Most of my gardener friends work in their flowerbeds in the morning. But until I recently retired, my work schedule dictated that gardening was an evening pursuit. I would head out back after dinner to bustle among the bushes until it was too dark to spot another weed.
Since my decrepit body protests extended periods of edging, transplanting, and root digging, twilight is just about the right amount of exertion time. My replaced knees restrict kneeling, and it’s only so long that I can bend over like an open safety pin.
Time spent upside-down makes simple planting challenging as well. Sometimes I need help straightening up and resort to climbing up the handle of the pitchfork. Occasionally, I can dig and divide until the fireflies arrive; other nights, by the time I am able to completely straighten up once, I have just enough energy left to flop into my wing chair for prerecorded Jeopardy.
One night this past year, I collapsed all the way—and not into my chair.
Now, falling in the garden is never a good thing. Falling directly on your replaced knees is a very bad thing: the surgeons who sold me mine made a point of telling me that. So I work hard at de-booby-trapping my house.
Anything on which I can trip or fall is banished from my indoor paths (although I have had some difficult discussions with the cat).
This particular evening, I decided it was time for dividing daylilies before their size made the task impossible. The clumps of tight blades were getting clumpier by the day.
I used my sharpest spade to stomp and slice the first clump into thirds for transplanting. I toyed with putting the biggest third into the wheelbarrow but decided I could just as easily carry it to its freshly dug new home behind the delphiniums. I wrestled the bigger-than-a-breadbox clump up into my arms, turned, took two steps—and went down like a tree. A sequoia.
Apparently, my long hoe had slipped from its stance against the wheelbarrow and decided to lie in my path. It threw me down faster than an angry Sumo wrestler. I crashed headfirst, full face, on both elbows and, God help us, both knees. The thud registered on the Richter scale here in northwest Pennsylvania.
I lay there certain that my nose was broken, as well as my four top incisors. My face was totally numb, and I couldn’t feel my elbows or knees. Motionless, I assessed the damage for a minute or two, praying this wasn’t a 911-type fall: Not the ER. Please. Not the ER.

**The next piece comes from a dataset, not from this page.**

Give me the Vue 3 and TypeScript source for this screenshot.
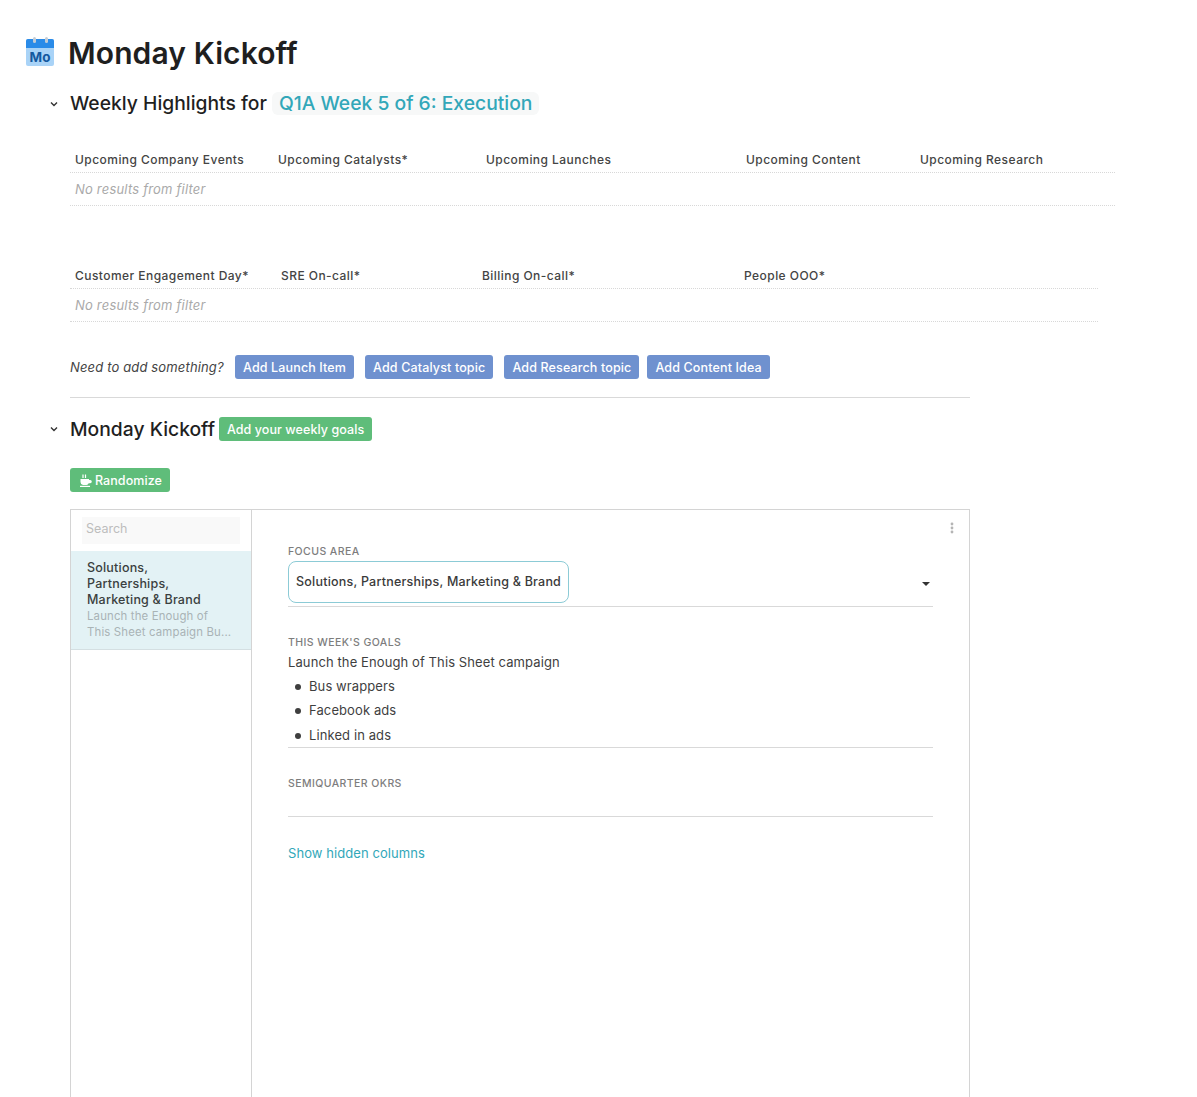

Time to find out. First job was to roll onto my back, unburdening myself of the lilies that had been driven into my rib cage. By slowly pushing myself up to a sitting position, I determined that my elbows worked. I felt blood trickling down my neck, but my face was too numb to determine the source.
Now for the real problem: how to get up. You normal gardeners who’ve managed to keep your original factory body parts just roll over on your knees, bounce up, head for the house, and stop the gushing nosebleed. Simple as that.
Not so for we of the joint-challenged crowd. One does not roll over onto one’s knees. Nope, nope, nope. Sooo…
I looked around the neighborhood and realized that no one was out walking or still working in their yards. It was 8:20ish. Darkish. I yelled for help. Nothing. Hmmm, not a good sign. After a few minutes of assessing my situation, interspersed with increasingly louder calls for help, I accepted the idea that if I was going to sleep on the bed instead of the sod, it was going to be up to me. So the sooner I stopped licking the blood off my upper lip and made it into the house, the better.
There is a spot closer to the house where the ground slopes down toward a flat area near the deck. If I could get there and set my legs well below my butt, I could probably push myself up the nearby tree trunk to a standing position. Seated with legs in front of me, I started painfully scooching forward an inch or two at a time across the yard—right buttock/heel, left buttock/heel. Repeat. Repeat. Repeat. Arriving at the top of the small incline, I saw that the angle wasn’t steep enough to work. Time to reassess.
Hey, I did pretty well in geometry. Maybe I can create the angle I need. I made the long return trip, scooching—buttock/heel, buttock/heel—to the lily bed to fetch the sharp spade. Then, I dragged the spade along and inched (b/h, b/h, b/h) slowly back to the slope. Marcy O’Brien—the world’s largest inchworm!
Sitting back at the top of the slope, I stabbed the spade into the ground as far below me as I could reach. I slowly transferred my weight forward onto the spade, praying its bite would hold, and gradually triangulated myself up onto my feet. Voilá—je suis verticale! Good thing, too: I didn’t think I had a scooch left in me. Back inside the house, I looked in the mirror and saw a few cuts and scrapes, teeth intact, grass ground fetchingly into my hairline. My bloody nose had reduced to a trickle, but the swollen split lip was a surprise. I was a mess, true—but whole.
I surrendered to my famed Bonehead Accident Self Healer (BASH) combination: long hot shower/double Tylenol/Irish whiskey solution. Works every time.
As I gingerly settled into my easy chair to watch Alex Trebek, I reflected on what I’d learned from the experience. First, I thought how lucky I am to have steel I-beams for bones. Second, I decided I’ll never garden again after dinner without my cell phone. Third, I’m going to keep on gardening, and gardening, and gardening.